Congresswomen Green and Mink pushed a bill through the House demanding equal educational access for women if a school took federal money. Senators Birch Bayh and Alaska Senator Ted Stevens pushed it over the finish line for Nixon to sign it. The new legislation changed women’s education options from just nurse, secretary, teacher or looking for a husband in college to fields like medicine, law, and engineering.

On Saturday, March 26, Evan Weiner gave a virtual presentation on Title IX, hosted by the library.

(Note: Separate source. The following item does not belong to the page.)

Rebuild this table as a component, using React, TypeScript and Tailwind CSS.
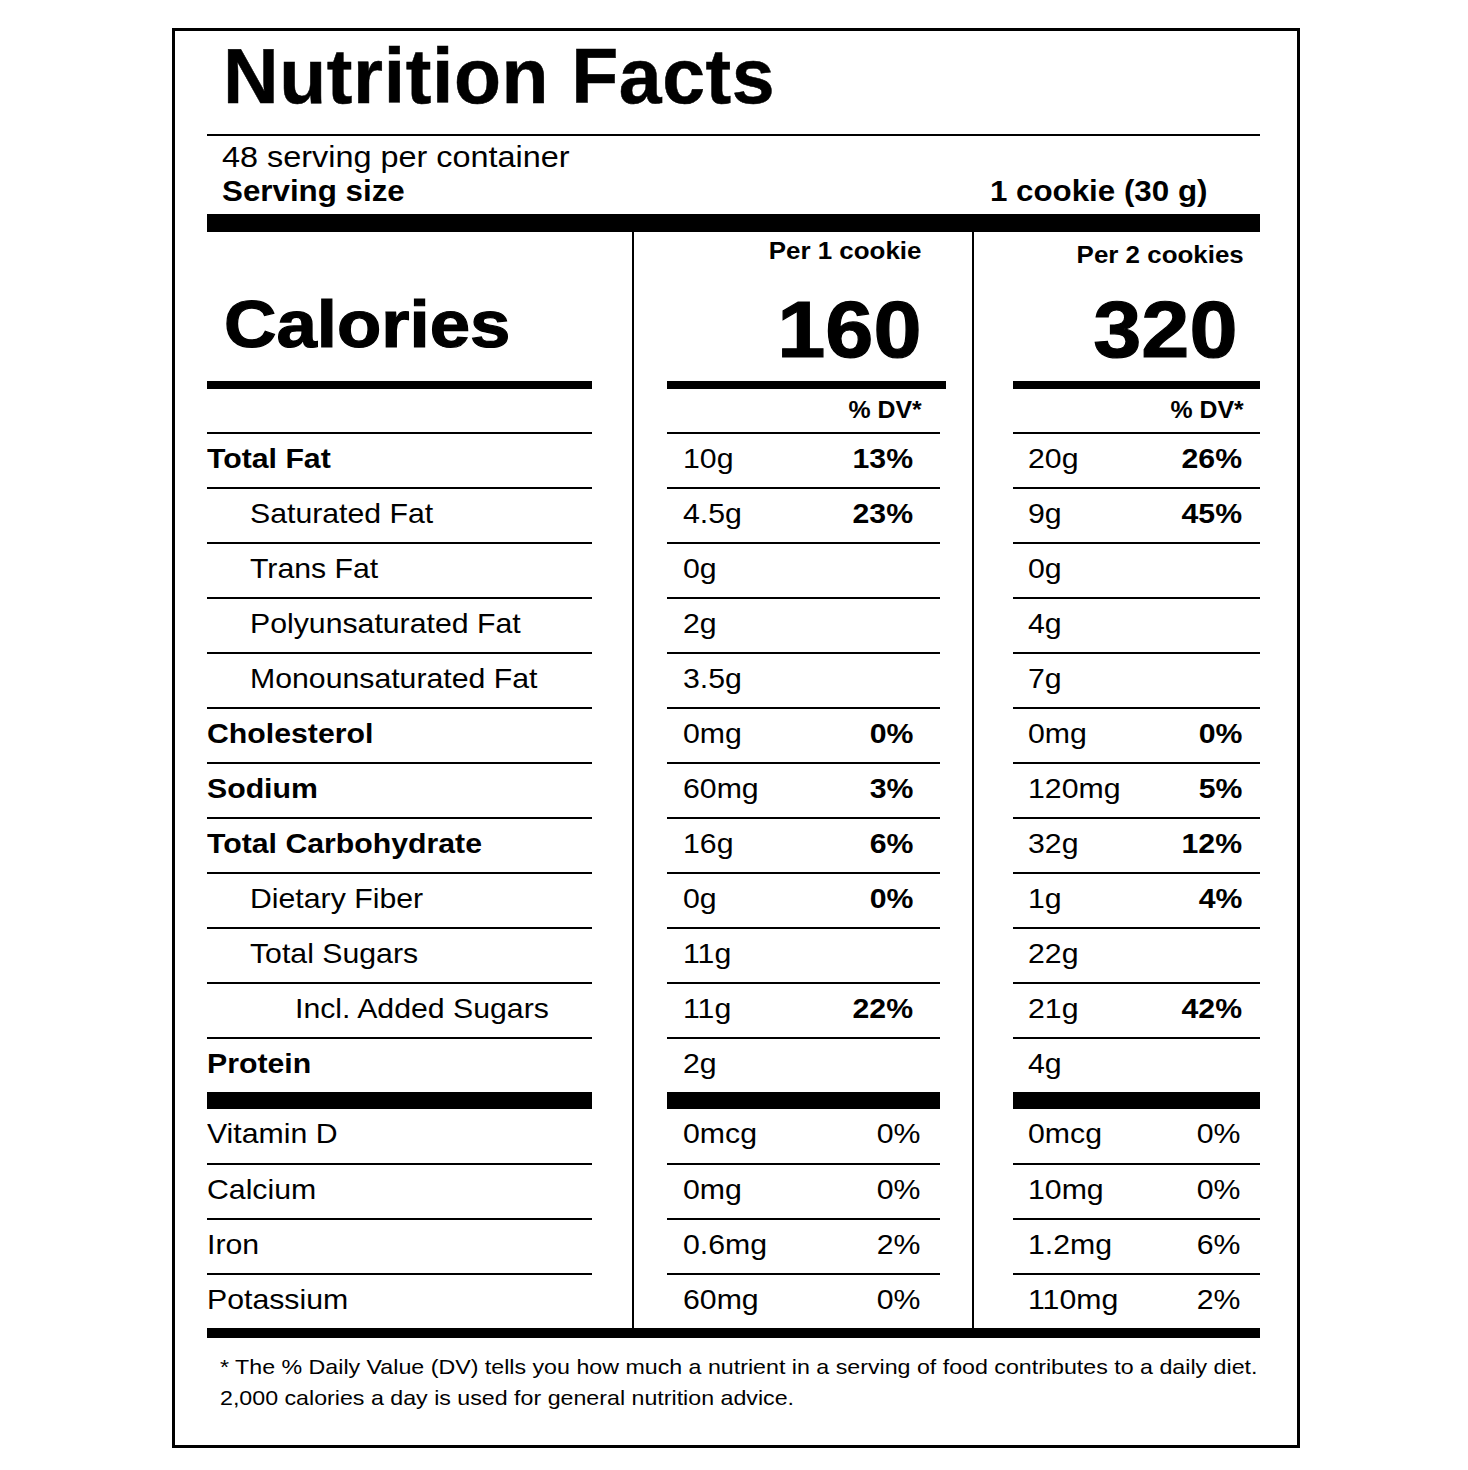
import React from "react";

type Row = {
  label: string;
  b?: boolean;
  ind?: number;
  a: string;
  ap?: string;
  c: string;
  cp?: string;
};

const rows: Row[] = [
  { label: "Total Fat", b: true, a: "10g", ap: "13%", c: "20g", cp: "26%" },
  { label: "Saturated Fat", ind: 1, a: "4.5g", ap: "23%", c: "9g", cp: "45%" },
  { label: "Trans Fat", ind: 1, a: "0g", c: "0g" },
  { label: "Polyunsaturated Fat", ind: 1, a: "2g", c: "4g" },
  { label: "Monounsaturated Fat", ind: 1, a: "3.5g", c: "7g" },
  { label: "Cholesterol", b: true, a: "0mg", ap: "0%", c: "0mg", cp: "0%" },
  { label: "Sodium", b: true, a: "60mg", ap: "3%", c: "120mg", cp: "5%" },
  { label: "Total Carbohydrate", b: true, a: "16g", ap: "6%", c: "32g", cp: "12%" },
  { label: "Dietary Fiber", ind: 1, a: "0g", ap: "0%", c: "1g", cp: "4%" },
  { label: "Total Sugars", ind: 1, a: "11g", c: "22g" },
  { label: "Incl. Added Sugars", ind: 2, a: "11g", ap: "22%", c: "21g", cp: "42%" },
  { label: "Protein", b: true, a: "2g", c: "4g" },
];

const vits = [
  { label: "Vitamin D", a: "0mcg", ap: "0%", c: "0mcg", cp: "0%" },
  { label: "Calcium", a: "0mg", ap: "0%", c: "10mg", cp: "0%" },
  { label: "Iron", a: "0.6mg", ap: "2%", c: "1.2mg", cp: "6%" },
  { label: "Potassium", a: "60mg", ap: "0%", c: "110mg", cp: "2%" },
];

function L({ children, bold }: { children: React.ReactNode; bold?: boolean }) {
  return (
    <span
      className={
        "inline-block whitespace-nowrap origin-left scale-x-[1.08] text-[28px] leading-none " +
        (bold ? "font-bold" : "font-normal")
      }
    >
      {children}
    </span>
  );
}

function R({ children, bold }: { children: React.ReactNode; bold?: boolean }) {
  return (
    <span
      className={
        "inline-block whitespace-nowrap origin-right scale-x-[1.08] text-[28px] leading-none " +
        (bold ? "font-bold" : "font-normal")
      }
    >
      {children}
    </span>
  );
}

function rowCls() {
  return "h-[55px] border-t-2 border-black";
}

function vitCls(i: number) {
  return i === 0 ? "h-[54px]" : "h-[55px] border-t-2 border-black";
}

export default function App() {
  return (
    <div
      className="bg-white w-[1468px] h-[1470px] pt-[28px] pl-[172px] text-black"
      style={{ fontFamily: '"Liberation Sans", Arial, Helvetica, sans-serif' }}
    >
      <div className="w-[1128px] h-[1420px] border-[3px] border-black pl-[32px] pr-[37px] pt-[7px] flex flex-col">
        {/* Title */}
        <div className="pl-[16px] h-[77px] text-[77px] leading-none font-bold whitespace-nowrap tracking-[0.6px] [-webkit-text-stroke:0.5px_black]">
          Nutrition Facts
        </div>
        <div className="mt-[19px] h-[2px] bg-black" />
        <div className="mt-[6px] pl-[15px] h-[30px] flex items-center">
          <span className="inline-block whitespace-nowrap origin-left scale-x-[1.08] text-[30px] leading-none">
            48 serving per container
          </span>
        </div>
        <div className="mt-[5px] pl-[15px] pr-[53px] h-[29px] flex items-center justify-between">
          <span className="inline-block whitespace-nowrap origin-left scale-x-[1.08] text-[29px] leading-none font-bold">
            Serving size
          </span>
          <span className="inline-block whitespace-nowrap origin-right scale-x-[1.08] text-[29px] leading-none font-bold">
            1 cookie (30 g)
          </span>
        </div>
        <div className="mt-[8px] h-[18px] bg-black" />

        {/* Table */}
        <div className="flex">
          {/* Left column */}
          <div className="w-[427px] border-r-2 border-black flex flex-col">
            <div className="h-[149px] pt-[59px] pl-[17px]">
              <span className="inline-block whitespace-nowrap origin-left scale-x-[1.1] text-[66px] leading-none font-bold [-webkit-text-stroke:1.2px_black]">
                Calories
              </span>
            </div>
            <div className="w-[385px] h-[8px] bg-black" />
            <div className="w-[385px] h-[43px]" />
            {rows.map((r) => (
              <div
                key={r.label}
                className={
                  "w-[385px] flex items-center pb-[4px] " +
                  rowCls() +
                  (r.ind === 2 ? " pl-[88px]" : r.ind === 1 ? " pl-[43px]" : " pl-0")
                }
              >
                <L bold={r.b}>{r.label}</L>
              </div>
            ))}
            <div className="w-[385px] h-[17px] bg-black" />
            {vits.map((v, i) => (
              <div key={v.label} className={"w-[385px] flex items-center pb-[4px] " + vitCls(i)}>
                <L>{v.label}</L>
              </div>
            ))}
          </div>

          {/* Middle column */}
          <div className="w-[340px] border-r-2 border-black pl-[33px] pr-[32px] flex flex-col">
            <div className="h-[149px] flex flex-col items-end pr-[19px]">
              <div className="mt-[7px] h-[24px] flex items-center">
                <span className="inline-block whitespace-nowrap origin-right scale-x-[1.08] text-[24px] leading-none font-bold">
                  Per 1 cookie
                </span>
              </div>
              <div className="mt-[27px] h-[80px] flex items-center">
                <span className="inline-block whitespace-nowrap origin-right scale-x-[1.08] text-[80px] leading-none font-bold [-webkit-text-stroke:1.2px_black]">
                  160
                </span>
              </div>
            </div>
            <div className="w-[279px] h-[8px] bg-black" />
            <div className="h-[43px] flex items-center justify-end pr-[18px]">
              <span className="inline-block whitespace-nowrap origin-right scale-x-[1.08] text-[23px] leading-none font-bold">
                % DV*
              </span>
            </div>
            {rows.map((r) => (
              <div
                key={r.label}
                className={"flex items-center justify-between pl-[16px] pr-[27px] pb-[4px] " + rowCls()}
              >
                <L>{r.a}</L>
                {r.ap ? <R bold>{r.ap}</R> : <span />}
              </div>
            ))}
            <div className="h-[17px] bg-black" />
            {vits.map((v, i) => (
              <div
                key={v.label}
                className={"flex items-center justify-between pl-[16px] pr-[20px] pb-[4px] " + vitCls(i)}
              >
                <L>{v.a}</L>
                <R>{v.ap}</R>
              </div>
            ))}
          </div>

          {/* Right column */}
          <div className="w-[286px] pl-[39px] flex flex-col">
            <div className="h-[149px] flex flex-col items-end">
              <div className="mt-[11px] h-[24px] flex items-center pr-[16px]">
                <span className="inline-block whitespace-nowrap origin-right scale-x-[1.08] text-[24px] leading-none font-bold">
                  Per 2 cookies
                </span>
              </div>
              <div className="mt-[23px] h-[80px] flex items-center pr-[23px]">
                <span className="inline-block whitespace-nowrap origin-right scale-x-[1.08] text-[80px] leading-none font-bold [-webkit-text-stroke:1.2px_black]">
                  320
                </span>
              </div>
            </div>
            <div className="h-[8px] bg-black" />
            <div className="h-[43px] flex items-center justify-end pr-[16px]">
              <span className="inline-block whitespace-nowrap origin-right scale-x-[1.08] text-[23px] leading-none font-bold">
                % DV*
              </span>
            </div>
            {rows.map((r) => (
              <div
                key={r.label}
                className={"flex items-center justify-between pl-[15px] pr-[18px] pb-[4px] " + rowCls()}
              >
                <L>{r.c}</L>
                {r.cp ? <R bold>{r.cp}</R> : <span />}
              </div>
            ))}
            <div className="h-[17px] bg-black" />
            {vits.map((v, i) => (
              <div
                key={v.label}
                className={"flex items-center justify-between pl-[15px] pr-[20px] pb-[4px] " + vitCls(i)}
              >
                <L>{v.c}</L>
                <R>{v.cp}</R>
              </div>
            ))}
          </div>
        </div>
        <div className="h-[10px] bg-black" />

        {/* Footnote */}
        <div className="mt-[13px] pl-[13px]">
          <div className="h-[31px] flex items-center">
            <span className="inline-block whitespace-nowrap origin-left scale-x-[1.105] text-[21px] leading-none">
              * The % Daily Value (DV) tells you how much a nutrient in a serving of food contributes to a daily diet.
            </span>
          </div>
          <div className="h-[31px] flex items-center">
            <span className="inline-block whitespace-nowrap origin-left scale-x-[1.105] text-[21px] leading-none">
              2,000 calories a day is used for general nutrition advice.
            </span>
          </div>
        </div>
      </div>
    </div>
  );
}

Evan Weiner is a speaker, author, with a radio and TV background. In 2007, the Department of State sent him to talk to foreign nationals at the George Bush Presidential Library in College Station, Texas to speak about the politics of sports business in America. Evan started his journalism career at the age of 15 by hosting a Spring Valley High School talk show on WRKL Radio, Mount Ivy, N.Y. in 1971. He also, at the same time, was a “correspondent” covering high school sports for the Rockland Journal News, Nyack, N.Y. at the same time. By 1978, he was covering news for WGRC Radio and won two Associated Press Awards in 1978 and 1979. In the 1980s, he started his long association with Westwood One Radio. Evan was a contributing columnist for New York Newsday (2001-05); AM-New York, the New York Press, the Bergen (New Jersey) Record, the Philadelphia Metro, Washington Examiner, Orlando Sentinel, Rhode Island’s Sports Journal, and for The Chicago Tribune’s Spanish Hoy! newspapers in N.Y., Chicago and LA.